Over 3,900 Afghans return home via Torkham

Published April 29, 2020
Some 3,900 Afghans crossed into their country through the Torkham border on Tuesday. — AFP/File
Some 3,900 Afghans crossed into their country through the Torkham border on Tuesday. — AFP/File

LANDI KOTAL: Pakistani border authorities on Tuesday allowed over 3,900 Afghans to go back to their country through the Torkham border.

Immigration and security officials posted at Torkham said that at least six Pakistanis, a Pakistan embassy employee among them, were also allowed to return home.

They said that the stranded Afghans were given permission to go back upon the request of the Afghan government purely on humanitarian grounds.

Pakistan had earlier opened the Torkham and Chaman borders on April 6 and allowed thousands of Afghans stranded in Pakistan since March 16 to go back to their country.

The officials said that over 20,000 Afghans had returned to their country through Torkham alone. The border remained open till April 9.

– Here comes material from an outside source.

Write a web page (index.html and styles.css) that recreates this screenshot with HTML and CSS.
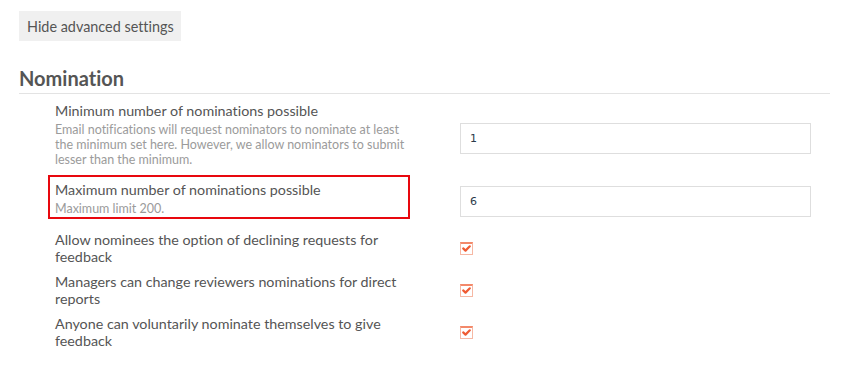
FILE: index.html
```html
<!DOCTYPE html>
<html lang="en">
<head>
<meta charset="utf-8">
<title>Nomination settings</title>
<link rel="stylesheet" href="styles.css">
</head>
<body>
<div class="page">
  <button class="btn" type="button">Hide advanced settings</button>
  <h2 class="section-title">Nomination</h2>
  <div class="rows">
    <div class="row">
      <div class="label-cell">
        <div class="label">Minimum number of nominations possible</div>
        <div class="desc">Email notifications will request nominators to nominate at least the minimum set here. However, we allow nominators to submit lesser than the minimum.</div>
      </div>
      <input class="num-input" type="text" value="1">
    </div>
    <div class="row row-highlight">
      <div class="label-cell highlighted">
        <div class="label">Maximum number of nominations possible</div>
        <div class="desc">Maximum limit 200.</div>
      </div>
      <input class="num-input" type="text" value="6">
    </div>
    <div class="row">
      <div class="label-cell">
        <div class="label">Allow nominees the option of declining requests for feedback</div>
      </div>
      <span class="check"><svg viewBox="0 0 13 13" width="13" height="13"><path d="M3.2 6.4 L5.5 8.6 L9.8 4.3" fill="none" stroke="#ef5b33" stroke-width="2.2" stroke-linecap="round" stroke-linejoin="round"/></svg></span>
    </div>
    <div class="row">
      <div class="label-cell">
        <div class="label">Managers can change reviewers nominations for direct reports</div>
      </div>
      <span class="check"><svg viewBox="0 0 13 13" width="13" height="13"><path d="M3.2 6.4 L5.5 8.6 L9.8 4.3" fill="none" stroke="#ef5b33" stroke-width="2.2" stroke-linecap="round" stroke-linejoin="round"/></svg></span>
    </div>
    <div class="row">
      <div class="label-cell">
        <div class="label">Anyone can voluntarily nominate themselves to give feedback</div>
      </div>
      <span class="check"><svg viewBox="0 0 13 13" width="13" height="13"><path d="M3.2 6.4 L5.5 8.6 L9.8 4.3" fill="none" stroke="#ef5b33" stroke-width="2.2" stroke-linecap="round" stroke-linejoin="round"/></svg></span>
    </div>
  </div>
</div>
</body>
</html>
```

FILE: styles.css
```css
html, body {
  margin: 0;
  padding: 0;
  background: #ffffff;
}

body {
  font-family: Lato, "Open Sans", "Liberation Sans", sans-serif;
  color: #555555;
  font-variant-ligatures: none;
}

.page {
  padding: 11px 0 0 19px;
  width: 811px;
}

.btn {
  display: block;
  height: 30px;
  margin: 0;
  padding: 1px 7px 0 8px;
  border: none;
  background: #f0f0f0;
  color: #555555;
  font-family: Lato, "Open Sans", "Liberation Sans", sans-serif;
  font-variant-ligatures: none;
  font-size: 14.4px;
  line-height: 29px;
  cursor: pointer;
}

.section-title {
  margin: 25px 0 0 0;
  padding: 0 0 2px 0;
  font-size: 20px;
  line-height: 25px;
  font-weight: 700;
  color: #555555;
  border-bottom: 1px solid #e3e3e3;
}

.rows {
  display: flex;
  flex-direction: column;
  gap: 8px;
  margin-top: 8px;
}

.row {
  display: flex;
  align-items: center;
}

.row-highlight {
  margin-bottom: 4px;
}

.label-cell {
  width: 355px;
  margin-left: 36px;
  margin-right: 50px;
  box-sizing: border-box;
}

.label-cell.highlighted {
  width: 362px;
  margin-left: 29px;
  margin-right: 50px;
  border: 2px solid #e8080e;
  padding: 4px 5px 1px 5px;
}

.label {
  font-size: 14.3px;
  line-height: 17px;
  color: #555555;
}

.desc {
  margin-top: 3px;
  font-size: 12.5px;
  line-height: 15px;
  color: #9b9b9b;
}

.num-input {
  width: 351px;
  height: 31px;
  margin: 8px 0 0 0;
  padding: 0 9px;
  box-sizing: border-box;
  border: 1px solid #dedede;
  background: #ffffff;
  font-family: "DejaVu Sans", sans-serif;
  font-size: 11px;
  color: #2b3a4a;
  outline: none;
}

.check {
  display: block;
  width: 13px;
  height: 13px;
  box-sizing: border-box;
  border: 1px solid #f6b8a4;
  border-top: 2px solid #f3896a;
  position: relative;
}

.check svg {
  position: absolute;
  left: -1px;
  top: -2px;
}
```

Though the government made no formal announcement to allow the Afghans to go back to their country on Tuesday, yet 3,915 stranded Afghans, women and children among them, reached the border crossing and were sent to their country after completion of necessary immigration process.

Pakistani border forces also granted a rare permission to five Pakistanis stranded on the Afghan side to come back, while an employee of Pakistan embassy in Kabul was also allowed to return.

Border officials said that though a large number of Pakistanis had gathered at the Afghan side of the border with the hope to cross into their country, they were refused permission for lack of scanning facilities and their transportation to the quarantine centres in different parts of Khyber.

They said the remaining Pakistanis would be allowed once all the arrangements were made both at the border and the quarantine centres.